By the time of the 1942 Japanese occupation of the Malay Peninsula and Singapore, the Malayan Communist Party (MCP) had already been fomenting merdeka - independence - from Britain. The Japanese conquerors, however, were also the loathsome enemies of the MCP's ideological brothers in China. An alliance of convenience with the British was the outcome. Britain armed and trained the MCP's military wing, the Malayan People's Anti-Japanese Army (MPAJA), to essentially wage jungle guerrilla warfare against Japanese occupying forces. With the cessation of hostilities, anti-Japanese became anti-British, and, using the same weapons and training fortuitously provided by the British army during the war, the MCP launched a guerrilla war of insurgency.

Malaya was of significant strategic and economic importance to Britain. In the face of an emerging communist regime in China, a British presence in Southeast Asia was imperative. Equally, rubber and tin, largely produced in Malaya by British expatriates, were important inputs for British industry. Typically, the insurgents, dubbed Communist Terrorists, or simply CTs, went about attacking soft targets in remote areas: the rubber plantations and tin mines. In conjunction with this, was the implementation of Mao's dictate of subverting the rural, largely peasant, population to the cause. Twelve years of counterinsurgency operations ensued, as a wide range of British forces were joined in the conflict by ground, air and sea units from Australia, New Zealand, Southern and Northern Rhodesia, Fiji and Nyasaland.

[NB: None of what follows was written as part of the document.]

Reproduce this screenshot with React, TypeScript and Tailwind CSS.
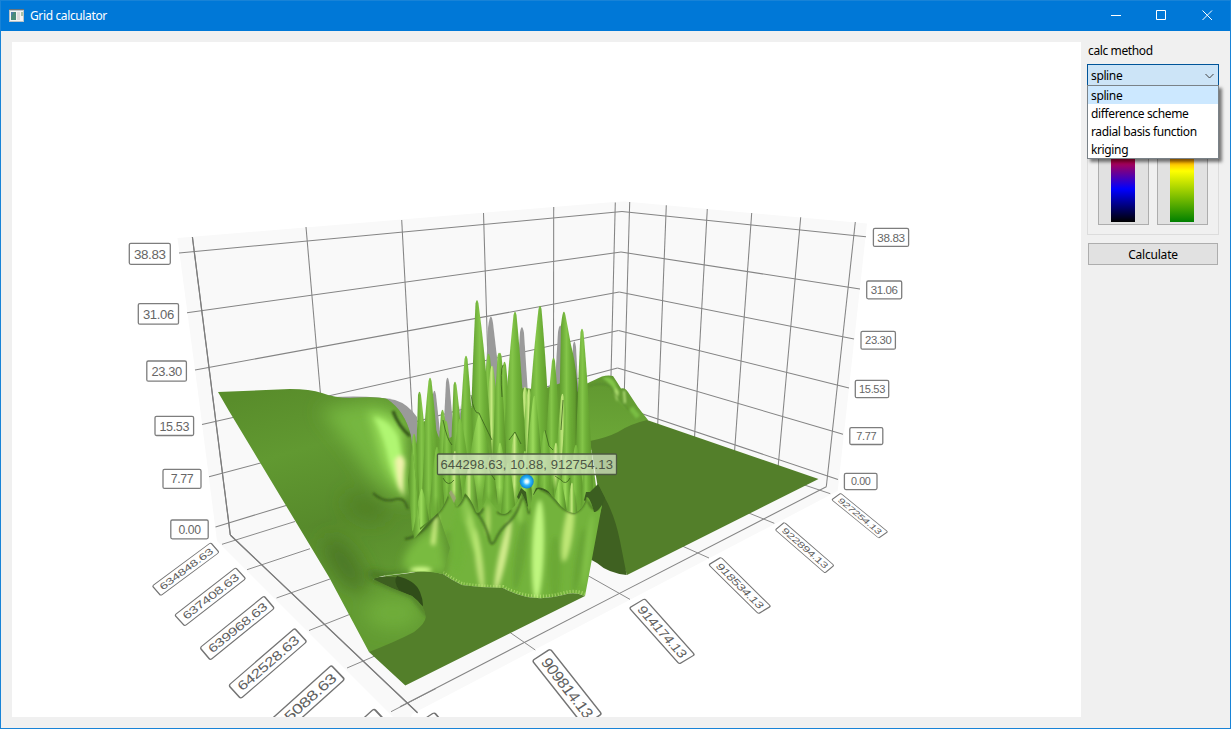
import React from "react";

type Pt = [number, number];

const GRID: number[][] = [
  [179, 253, 622, 211.5], [187, 312.7, 621, 252], [195, 370, 619.3, 292], [202, 424.5, 618.5, 330.5],
  [209, 476.7, 617.5, 368], [215.5, 527, 616, 405],
  [622, 211.5, 866, 236.7], [621, 252, 860, 289], [619.3, 292, 854, 339], [618.5, 330.5, 849, 388],
  [617.5, 368, 843, 434.3], [616, 405, 838, 479.5],
  [192.4, 237, 230.3, 535], [306, 227, 321, 400], [401.7, 220, 413, 430], [483.5, 213, 488.5, 380],
  [553.7, 207, 553.5, 370], [615.3, 202.5, 611, 376],
  [629.7, 202, 624.3, 392], [666.3, 205.3, 657.7, 425], [707.3, 209, 694.5, 438],
  [751.7, 213, 734.5, 452], [800.7, 217.3, 778, 468], [855.3, 222, 826.3, 486.7],
  [230.3, 535, 417.5, 712.7], [400, 706.7, 619, 593.6], [619, 593.6, 826.3, 486.7],
];

const FLOOR: number[][] = [
  [222, 544.3, 295, 521.5], [247, 569.7, 310, 548.7], [276.5, 598, 330, 579], [309, 630.5, 352, 613.5],
  [347, 668, 376, 655.5], [391, 711.7, 436, 688.5],
  [585, 574, 630, 599.4], [505, 629, 535.3, 650], [395, 691, 417.3, 712.7],
  [680, 545, 709, 558], [747, 512.3, 774.3, 523.3], [803, 484.5, 830.3, 493.7],
];

const TAGS: [string, number, number, number, number, number][] = [
  ["38.83", 129.3, 243.3, 41, 21, 13.4], ["31.06", 138.3, 303.6, 40.2, 20.6, 13.1], ["23.30", 146.8, 361, 39.6, 20.2, 12.9],
  ["15.53", 155, 416.3, 38.6, 19.2, 12.6], ["7.77", 163, 469.4, 38, 19, 12.4], ["0.00", 170.8, 520, 37.4, 18.8, 12.2],
  ["38.83", 873.4, 228.4, 35.2, 18, 11.7], ["31.06", 866.7, 281, 35, 17.8, 11.5], ["23.30", 861, 331.4, 34.4, 17.8, 11.3],
  ["15.53", 855.3, 380.3, 33.4, 17.4, 11.1], ["7.77", 849.8, 427.7, 33, 16.8, 11], ["0.00", 844.4, 473.4, 32.6, 16.2, 10.8],
];

const SLANTED: [string, Pt, Pt, Pt][] = [
  ["634848.63", [152.3, 586], [210.7, 542.7], [160.7, 595.7]],
  ["637408.63", [174.7, 615], [235.7, 567.7], [184.7, 626]],
  ["639968.63", [200, 647.7], [264, 596], [210.3, 660]],
  ["642528.63", [228.7, 685.3], [294.7, 628.3], [240.7, 698.7]],
  ["645088.63", [260, 729.5], [331.3, 665.3], [273.3, 743.5]],
  ["", [296, 780], [374, 708.7], [309, 794]],
  ["927254.13", [840.7, 493.3], [887.7, 531.7], [831.7, 499.7]],
  ["922894.13", [784.3, 522.3], [834, 565.3], [775.3, 530]],
  ["918534.13", [721, 557.3], [770.7, 606.3], [708.7, 564.7]],
  ["914174.13", [644.7, 598.7], [694.7, 654.7], [629.3, 608]],
  ["909814.13", [550.3, 649], [601.7, 714], [532.3, 660.7]],
  ["", [434.3, 712.3], [480, 768], [414, 726]],
];

/* x of the tip, y of the tip, left reach, right reach, y of the foot, paint */
type Peak = [number, number, number, number, number, string];

const BACK: Peak[] = [
  [500, 352, 7, 8, 450, "a"], [488.5, 353, 8, 9, 460, "a"], [492, 365, 9, 10, 460, "b"], [504.5, 361, 7, 7, 440, "a"],
  [525, 386, 12, 13, 470, "b"], [529, 388, 9, 10, 470, "b"], [535, 393, 8, 12, 480, "a"],
  [477, 299.5, 8, 17, 490, "a"], [466, 355, 9, 10, 500, "a"], [455, 381, 5, 10, 490, "a"], [442.5, 409, 6, 10, 490, "a"],
  [515, 311, 14, 13, 500, "a"],
  [540, 305, 15, 12, 490, "a"], [553.5, 357, 10, 9, 490, "a"], [571, 372, 12, 10, 480, "a"],
];

const MID: Peak[] = [
  [430, 377, 11, 12, 520, "a"], [419.5, 391, 5, 12, 530, "a"], [428, 411, 7, 11, 520, "a"], [446, 420, 6, 10, 510, "a"],
  [414, 433, 6, 7, 530, "a"], [460, 418, 10, 12, 500, "a"], [479, 414, 14, 17, 500, "c"], [499, 352, 7, 8, 480, "a"],
  [562.5, 393, 8, 9, 490, "b"], [568, 398, 9, 9, 510, "a"], [582, 328, 8, 12, 515, "a"], [534.5, 395, 11, 10, 510, "c"],
  [515, 432, 9, 10, 505, "b"], [545, 429, 9, 10, 505, "a"], [500, 442, 9, 10, 505, "c"],
  [556, 442, 7, 8, 490, "b"], [576, 444, 9, 9, 510, "a"], [437, 446, 8, 8, 515, "a"], [455, 450, 8, 8, 505, "b"],
  [490, 456, 8, 8, 505, "a"], [525, 450, 8, 8, 505, "c"], [566, 455, 8, 8, 515, "c"],
  [421.7, 488, 9, 10, 540, "c"], [470, 462, 9, 9, 515, "b"], [508, 462, 8, 9, 525, "a"], [587, 455, 7, 7, 515, "a"],
  [560, 478, 10, 9, 530, "c"], [545, 474, 7, 8, 520, "a"], [572, 482, 6, 7, 530, "b"],
];

const PAINT: Record<string, string> = { a: "url(#a)", b: "url(#b)", c: "url(#c)" };

const peak = ([x, y, l, r, f]: Peak): string => {
  const h = f - y;
  return `M${x - l} ${f}C${x - l * 0.72} ${f - h * 0.45} ${x - l * 0.5} ${f - h * 0.7} ${x - 1.5} ${y + 4}Q${x} ${y - 3} ${x + 1.5} ${y + 4}C${x + r * 0.5} ${f - h * 0.7} ${x + r * 0.72} ${f - h * 0.45} ${x + r} ${f}Z`;
};

/* x, y, horizontal radius, vertical radius, tilt, colour, opacity */
const SHEEN: [number, number, number, number, number, string, number][] = [
  [434, 536, 2.5, 24, 6, "#d9f78c", 0.95], [446, 555, 5, 25, 6, "#4b7a22", 0.25], [458, 540, 7, 32, 3, "#6eb238", 0.7],
  [479, 560, 3.5, 32, -7, "#d5f28c", 0.75], [472, 530, 4, 34, -14, "#b6ea70", 0.7],
  [503, 555, 4, 36, 12, "#e3f79b", 0.85], [488, 520, 2, 16, 0, "#cdef7d", 0.8],
  [520, 555, 5, 35, 8, "#548b27", 0.35], [538, 550, 6, 50, 2, "#c3fa83", 0.95], [555, 570, 6, 34, 0, "#629e2e", 0.45],
  [568, 532, 5, 30, 8, "#d1f484", 0.8], [579, 560, 3.5, 33, 9, "#5b942b", 0.45], [588, 550, 3, 36, 7, "#87c84b", 0.7],
  [422, 570, 14, 3, 0, "#d3ff8a", 0.85], [520, 510, 2.5, 13, 0, "#a8e566", 0.6], [465, 508, 4, 16, 0, "#83c348", 0.8],
];

function Slanted({ text, p }: { text: string; p: [Pt, Pt, Pt] }) {
  const [a, b, c] = p;
  const m = [(b[0] - a[0]) / 80, (b[1] - a[1]) / 80, (c[0] - a[0]) / 20, (c[1] - a[1]) / 20, a[0], a[1]];
  return (
    <g transform={`matrix(${m.join(" ")})`}>
      <rect width="80" height="20" rx="2" fill="#fff" stroke="#747474" strokeWidth="1.4" />
      <text x="40.500" y="15.200" fontSize="14.500" textLength="70" lengthAdjust="spacingAndGlyphs" textAnchor="middle" fill="#606060">{text}</text>
    </g>
  );
}

function Plot() {
  const drape =
    "M396 548Q407 542 415 532Q430 520 438 513Q444 507 448 495Q453 504 457 507Q461 503 465 493Q472 500 476 512Q480 516 487 497Q493 505 500 513Q506 516 510 510Q517 506 521.7 493Q527 503 529 512Q533 492 538 489Q550 492 556 500Q565 513 575 513Q583 510 586.7 497Q590 497 594 512Q597 513 602 505L585 596Q574 591 563 595Q545 600 527 597Q514 594 503 588Q480 588 462 585Q452 580 443 574Q425 570 406 573L385 576Z";
  const land =
    "M218 392L290 389Q310 389 322 393Q335 398 350 398Q378 396 387 399Q405 411 411 436L416 480L420 530L438 513L450 548L443 574Q420 569 404 573Q385 574 373 579Q390 588 412 596Q424 605 425.5 616Q427 622 414 632Q397 641 369 652L329 577L229 411Z";
  return (
    <svg className="block h-[675px] w-[1069px] shrink-0 bg-white" viewBox="12 42 1069 675" fontFamily="'Liberation Sans', Arial, sans-serif">
      <defs>
        <linearGradient id="a">
          <stop offset="0" stopColor="#5a8f2a" /><stop offset=".2" stopColor="#6aa936" /><stop offset=".42" stopColor="#84c549" />
          <stop offset=".6" stopColor="#6fb138" /><stop offset=".85" stopColor="#609a2d" /><stop offset="1" stopColor="#3f6a1d" />
        </linearGradient>
        <linearGradient id="b">
          <stop offset="0" stopColor="#5c952b" /><stop offset=".25" stopColor="#7dbd45" /><stop offset=".45" stopColor="#c6e981" />
          <stop offset=".58" stopColor="#80c046" /><stop offset="1" stopColor="#46741f" />
        </linearGradient>
        <linearGradient id="c">
          <stop offset="0" stopColor="#5c952b" /><stop offset=".25" stopColor="#79b941" /><stop offset=".45" stopColor="#9cdb5c" />
          <stop offset=".65" stopColor="#72b43a" /><stop offset="1" stopColor="#3f6a1d" />
        </linearGradient>
        <linearGradient id="fadeStops" x1="0" y1="0" x2="0" y2="1">
          <stop offset=".72" stopColor="#fff" /><stop offset="1" stopColor="#000" />
        </linearGradient>
        <mask id="fade" maskContentUnits="objectBoundingBox"><rect width="1" height="1" fill="url(#fadeStops)" /></mask>
        <linearGradient id="land" gradientUnits="userSpaceOnUse" x1="270" y1="390" x2="330" y2="600">
          <stop offset="0" stopColor="#598d2b" /><stop offset=".3" stopColor="#619931" /><stop offset=".65" stopColor="#578a2b" /><stop offset="1" stopColor="#629b32" />
        </linearGradient>
        <linearGradient id="hill" x1="0" y1="0" x2="0" y2="1">
          <stop offset="0" stopColor="#609730" /><stop offset="1" stopColor="#6da938" />
        </linearGradient>
        <linearGradient id="mass" x1="0" y1="0" x2="0" y2="1">
          <stop offset="0" stopColor="#60992e" /><stop offset="1" stopColor="#72b33b" />
        </linearGradient>
        <radialGradient id="ball" cx=".5" cy=".5" r=".5">
          <stop offset="0" stopColor="#fff" /><stop offset=".22" stopColor="#d8f6ff" /><stop offset=".55" stopColor="#2fb8ff" /><stop offset="1" stopColor="#0c82d0" />
        </radialGradient>
        <filter id="s1" x="-100%" y="-100%" width="300%" height="300%"><feGaussianBlur stdDeviation=".8" /></filter>
        <filter id="s2" x="-100%" y="-100%" width="300%" height="300%"><feGaussianBlur stdDeviation="2.2" /></filter>
        <filter id="s25" x="-100%" y="-100%" width="300%" height="300%"><feGaussianBlur stdDeviation="4.5" /></filter>
        <filter id="s3" x="-100%" y="-100%" width="300%" height="300%"><feGaussianBlur stdDeviation="9" /></filter>
        <clipPath id="cDrape"><path d={drape} /></clipPath>
        <clipPath id="cLand"><path d={land} /></clipPath>
      </defs>

      <path d="M177.5 238L614 202L625 201.5L867 223.5L837.7 491L412 714L410 720H396L217 541L199 400Z" fill="#f9f9f9" />
      <g stroke="#848484" strokeWidth="1.05">
        {GRID.map((l, i) => <line key={i} x1={l[0]} y1={l[1]} x2={l[2]} y2={l[3]} />)}
      </g>
      <g stroke="#858585" strokeWidth=".95">
        {FLOOR.map((l, i) => <line key={i} x1={l[0]} y1={l[1]} x2={l[2]} y2={l[3]} />)}
      </g>
      <g stroke="#7c7c7c" strokeWidth="1.2">
        <line x1="192.4" y1="237" x2="230.3" y2="535" /><line x1="230.3" y1="535" x2="417.5" y2="712.7" />
      </g>

      <g fill="#9a9a9a">
        <path d="M330 397Q375 395 395 400Q408 404 417 417V460H395Z" />
        <path d="M483 440L488 328Q490.5 308 493 323L502 400V440Z" />
        <path d="M515 410L520 332Q522 322 524 333L529 410Z" />
        <path d="M554 400L558 332Q560 320 562 330L566 400Z" />
        <path d="M570 420L573 345Q574.5 337 576 347L580 420Z" />
        <path d="M430 440L433 394Q434.5 387 436 395L442 450Z" />
        <path d="M442 460L446 382Q447.8 372 449.5 385L456 460Z" />
        <path d="M458 430L460 405L463 430Z" />
      </g>

      <path d="M584 385Q596 379 602 376.500Q608 375 613 376Q617 382 621 388.500Q625 387 628 392Q637 407 648 420L630 445L590 450Z" fill="url(#hill)" />
      <g filter="url(#s1)">
        <path d="M602 378Q611 375 615 383Q618 389 618 400L631 415Q621 404 615 393Q612 384 602 378Z" fill="#82c64a" />
        <path d="M616 387L619 392L617 402L614 393Z" fill="#a8d96a" />
        <path d="M624 391L625 403" stroke="#bfe683" strokeWidth="1.800" />
        <path d="M631 408L638 417" stroke="#79bd43" strokeWidth="5" />
        <path d="M589 386Q600 382 611 386Q615 397 630 411" fill="none" stroke="#50802a" strokeWidth="1" />
      </g>

      <path d="M590 441Q606 438 618 432Q630 424 647 420L818.500 479L627 575L600 500Z" fill="#537f2a" />
      <path d="M590 500L598 485L605 498Q615 516 620 541L626.700 575Q608 573 597 563L588 558Z" fill="#3f6121" />

      <path d="M408 440L414 452L421 425L430 415L440 440L446 440L455 435L466 410L478 405L492 390L500 395L512 390L525 388L540 390L555 385L570 380L583 400L590 440L596 486L602 505L596 530L415 545Z" fill="url(#mass)" />
      {BACK.map((p, i) => <path key={i} d={peak(p)} fill={PAINT[p[5]]} mask="url(#fade)" />)}
      <path d="M558 480L561 325Q563.500 302 566 318L571 345Q579 375 578 420V480Z" fill="url(#a)" mask="url(#fade)" />
      {MID.map((p, i) => <path key={i} d={peak(p)} fill={PAINT[p[5]]} mask="url(#fade)" />)}
      <g fill="none" stroke="#375c1a" strokeWidth="1" opacity=".75">
        <path d="M471 395Q474 415 479 413Q484 424 492 440" /><path d="M509 440L515 432L521 444" />
        <path d="M502 397Q500 370 503 365" /><path d="M563 400L561 430" /><path d="M490 460Q487 470 495 480" />
        <path d="M443 420Q447 440 452 445" /><path d="M545 430L549 446L553 450" />
        <path d="M555 476L561 480Q566 486 570 478" /><path d="M443 478Q448 488 454 480" />
      </g>
      <path d="M449 493L451 490L456 498L454 503Z" fill="#a0a07c" opacity=".8" />
      <path d="M517 497L521 488L526 492L528 507L522 503ZM533 495L536 488Q541 486 548 491L552 496L540 492ZM584 500L586 492L590 492L598 484L605 498L601 508L594 514Z" fill="#3b5e20" />

      <path d={drape} fill="#73b33c" />
      <g clipPath="url(#cDrape)">
        <g filter="url(#s2)">
          {SHEEN.map(([x, y, rx, ry, t, c, o], i) => (
            <ellipse key={i} cx={x} cy={y} rx={rx} ry={ry} fill={c} opacity={o} transform={`rotate(${t} ${x} ${y})`} />
          ))}
        </g>
        <g filter="url(#s1)" fill="none" stroke="#3d641d">
          <path d="M407 541Q414 539 418 531L437 514Q444 507 448 496" strokeWidth="2" />
          <path d="M456 506Q462 505 465 494Q471 500 476 512Q480 517 483 508" strokeWidth="2" />
          <path d="M477 513Q485 523 489 538Q491 548 495 541Q500 529 509 522Q517 515 522 498" strokeWidth="1.800" />
          <path d="M522 494Q528 503 529 514" strokeWidth="2" />
          <path d="M540 489Q548 491 556 501Q565 512 574 513Q583 509 586 498" strokeWidth="2" />
          <path d="M588 501Q592 512 599 508" strokeWidth="1.500" />
          <path d="M497 512Q504 517 511 510" strokeWidth="2" />
        </g>
        <path d="M410 572Q425 568 443 573Q452 579 462 584Q480 587 503 587Q514 593 527 595.500Q545 598.500 563 593.500Q574 590 585 594" fill="none" stroke="#cbee86" strokeWidth="4" strokeDasharray="1 2" opacity=".6" />
      </g>

      <path d="M369 652Q390 620 373 578Q391 575 410 573Q426 569 443 574Q452 580 462 585Q482 588 503 588Q514 594 527 597Q545 600 563 595Q574 591 585 596L405.300 685.500Z" fill="#537f2a" />
      <path d="M373 578Q401 574 412 583Q421 592 423 606L408 600L383 592Z" fill="#3d5f20" />
      <path d="M397 576Q415 580 420 592Q423 599 423 606Q413 596 399 590Q393 581 397 576Z" fill="#304d19" />

      <path d={land} fill="url(#land)" />
      <g clipPath="url(#cLand)">
        <g filter="url(#s3)">
          <path d="M320 410Q345 405 372 401Q392 402 402 413L408 505Q385 495 365 470Q350 445 320 410Z" fill="#76b73f" />
          <ellipse cx="345" cy="565" rx="14" ry="32" transform="rotate(-34 345 565)" fill="#46701f" opacity=".75" />
          <ellipse cx="393" cy="613" rx="28" ry="17" fill="#70ad3a" />
          <ellipse cx="365" cy="508" rx="22" ry="12" transform="rotate(25 365 508)" fill="#4e7d25" opacity=".7" />
        </g>
        <g filter="url(#s25)">
          <path d="M368 412Q393 412 403 430L406 497Q390 482 381 458Z" fill="#93d854" />
          <path d="M369 573Q392 582 410 574" stroke="#395d1c" strokeWidth="5" fill="none" />
          <path d="M418 538L440 522L446 572H407Q396 560 418 538Z" fill="#79bb41" />
        </g>
        <g filter="url(#s2)">
          <path d="M374 417Q390 420 398 437Q404 465 403 494Q394 480 389 461Q385 440 374 417Z" fill="#b0f672" />
          <path d="M395 460Q402 450 405 462Q402 485 404 497L398 486Z" fill="#f1f3ad" />
          <path d="M436 517L433 545" stroke="#d9f58c" strokeWidth="4" />
          <ellipse cx="421" cy="570" rx="11" ry="3" fill="#d6ff91" />
          <path d="M373 579Q390 588 412 596L428 616" fill="none" stroke="#4b7625" strokeWidth="3" />
        </g>
        <g filter="url(#s1)" fill="none" stroke="#375a1b">
          <path d="M373 493Q382 502 393 500Q401 497 405 502L408 509" strokeWidth="1.800" />
          <path d="M393 411Q399 427 410 436" strokeWidth="3.500" />
          <path d="M405 539Q415 538 425 528L438 513" strokeWidth="2" />
        </g>
        <path d="M408 480L414 433Q419 490 423 495L416 537L412 530Z" fill="url(#a)" />
        <path d="M413 531L421.700 489Q428 521 430 520L414 539Z" fill="url(#c)" />
      </g>

      {TAGS.map(([t, x, y, w, h, s], i) => (
        <g key={i}>
          <rect x={x} y={y} width={w} height={h} rx="1.500" fill="#fff" stroke="#7d7d7d" strokeWidth="1.300" />
          <text x={x + w / 2} y={y + h / 2 + s * 0.37} fontSize={s} textAnchor="middle" fill="#666">{t}</text>
        </g>
      ))}
      {SLANTED.map(([t, a, b, c], i) => <Slanted key={i} text={t} p={[a, b, c]} />)}

      <rect x="437.500" y="454" width="179" height="20.500" rx="1" fill="#dce7cd" fillOpacity=".7" stroke="#4c5a40" strokeWidth="1.300" />
      <text x="526.500" y="468.700" fontSize="13" textLength="172" textAnchor="middle" fill="#4c5545">644298.63, 10.88, 912754.13</text>
      <circle cx="526.700" cy="481.500" r="7" fill="url(#ball)" />
    </svg>
  );
}

const METHODS = ["spline", "difference scheme", "radial basis function", "kriging"];

export default function App() {
  return (
    <div className="flex h-[729px] w-[1231px] flex-col overflow-hidden border border-[#1883d7] bg-[#f0f0f0] font-['Noto_Sans',sans-serif] text-[12px] leading-[20px] tracking-[-0.37px] text-black">
      <header className="flex h-[30px] shrink-0 items-center bg-[#0078d7] text-white">
        <svg className="mb-0.5 ml-2 h-[13px] w-[15px]" viewBox="0 0 15 13">
          <rect width="15" height="13" fill="#b9c3c8" /><rect x="1" y="2" width="13" height="10" fill="#f4f4f2" />
          <rect x="2" y="3" width="5" height="8" fill="#4a8b78" /><path d="M2 3h3l-3 5z" fill="#4c7fa5" />
          <rect x="8" y="3" width="3" height="8" fill="#dcdcdc" /><path d="M12 3h2v4h-2z" fill="#a9c4a8" /><path d="M0 0h15v1H0z" fill="#66737b" />
        </svg>
        <span className="ml-1.5 flex-1">Grid calculator</span>
        <svg className="h-[30px] w-[137px]" viewBox="0 0 137 30" fill="none" stroke="#fff" strokeWidth="1">
          <path d="M18 14.500h10M63.500 9.500h9v9h-9zM109.500 9.500l9.500 9.500M119 9.500l-9.500 9.500" />
        </svg>
      </header>
      <main className="flex flex-1 pl-[11px] pt-[11px]">
        <Plot />
        <aside className="ml-1.5 flex w-[132px] flex-col">
          <div className="h-[22px] pl-px leading-[18px]">calc method</div>
          <div className="relative z-10">
            <div className="flex h-[22px] items-center justify-between border border-[#005499] bg-[#cce4f7] pl-[3px] pr-1">
              <span className="pt-0.5">spline</span>
              <svg className="mt-0.5 h-[10px] w-[9px]" viewBox="0 0 9 10" fill="none" stroke="#404040"><path d="M.5 3l4 4 4-4" /></svg>
            </div>
            <ul className="absolute left-0 top-[21px] w-full border border-[#7a8288] bg-white shadow-[3px_3px_3px_rgba(0,0,0,0.5)]">
              {METHODS.map((m, i) => (
                <li key={m} className={i === 0 ? "h-[18px] bg-[#cce8ff] pl-[3px]" : "h-[18px] pl-[3px]"}>{m}</li>
              ))}
            </ul>
          </div>
          <div className="mt-2 flex h-[141px] items-end gap-2 border border-[#dcdcdc] px-2.5 pb-[9px]">
            <div className="flex h-[104px] w-[51px] border border-[#adadad] bg-[#e1e1e1] py-0.5 pl-3">
              <div className="w-6 bg-[linear-gradient(to_top,#000_0,#00f_33px,#f00_72px,#ff0_99px)]" />
            </div>
            <div className="flex h-[104px] w-[51px] border border-[#adadad] bg-[#e1e1e1] py-0.5 pl-3">
              <div className="w-6 bg-[linear-gradient(to_top,#008000_0,#ff0_51px,#f00_82px,#800000_99px)]" />
            </div>
          </div>
          <button className="mx-px mt-2 h-[22px] border border-[#adadad] bg-[#e1e1e1] leading-[22px] tracking-[-0.2px]">Calculate</button>
        </aside>
      </main>
    </div>
  );
}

Contributor Bio(s): Van Tonder, Gerry: - Born in Southern Rhodesia, now Zimbabwe, historian and author Gerry van Tonder came to Britain in 1999\. Specializing in military history, Gerry has authored Rhodesian Combined Forces Roll of Honour 1966-1981; Book of Remembrance: Rhodesia Native Regiment and Rhodesian African Rifles; North of the Red Line (on the South African border war), and the co-authored definitive Rhodesia Regiment 1899-1981\. Gerry presented a copy of the latter to the regiment's former colonel-in-chief, Her Majesty the Queen. Gerry writes extensively for several Pen & Sword military history series including 'Cold War 1945-1991', 'Military Legacy' (focusing on the heritage of British cities), 'Echoes of the Blitz' and 'A History of Terror'.